# Steam Spiele können nicht dem Games-Explorer hinzugefügt werden



## Narga (14. Januar 2013)

*Steam Spiele können nicht dem Games-Explorer hinzugefügt werden*

Hey, meine Steam-Spiele können nicht dem Games-Explorer hinzugefügt werden.
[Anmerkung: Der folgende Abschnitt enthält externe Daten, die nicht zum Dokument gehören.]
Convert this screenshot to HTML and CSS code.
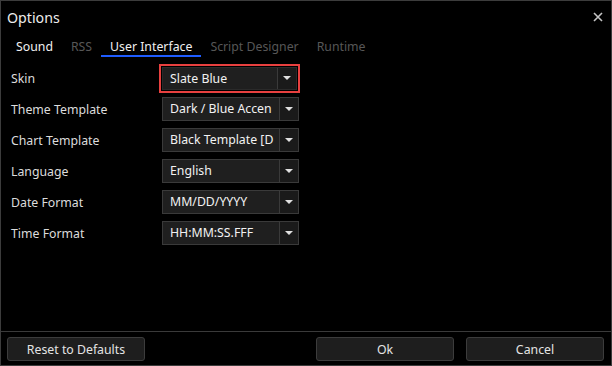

Jedes mal wenn ich auf ein Spiel in meiner Steam-Bibliothek auf "Zum GE hinzufügen" drücke kommt da "Spiel konnte nicht zum Games-Explorer hinzugefügt werden". (Die Option ist auch nur bei den verfügbar, bei denen es auch möglich ist)

Ich habe Steam auf ner anderen Partition als die Spiele und diese auch nicht im Programme-Ordner.

Was könnte das Problem sein?


----------



## Shona (15. Januar 2013)

*AW: Steam Spiele können nicht dem Games-Explorer hinzugefügt werden*



Narga schrieb:


> Was könnte das Problem sein?


Das ist kein Problem sondern liegt an den Spielen die den Game Explorer gar nicht unterstützen. 

Kannst es aber mal hiermit versuchen Game Explorer Builder, Add, Delete Game Explorer Games -


----------



## Narga (24. Januar 2013)

*AW: Steam Spiele können nicht dem Games-Explorer hinzugefügt werden*

Hab's jetzt raus: Anscheinend müssen die Spiele im Program Files Ordner sein, damit sie im Spieleexplorer auftauchen können.


----------



## Shona (24. Januar 2013)

*AW: Steam Spiele können nicht dem Games-Explorer hinzugefügt werden*



Narga schrieb:


> Hab's jetzt raus: Anscheinend müssen die Spiele im Program Files Ordner sein, damit sie im Spieleexplorer auftauchen können.


Nö, ich habe 99% aller Spiele auf einer anderen Partition als C: und diese werden trotzdem dort angezeigt, es hat mit dem Spiel zu tun und mehr nicht. Wenn diese Funktion nicht im Spiel ist kann Windows das auch nicht nutzen


----------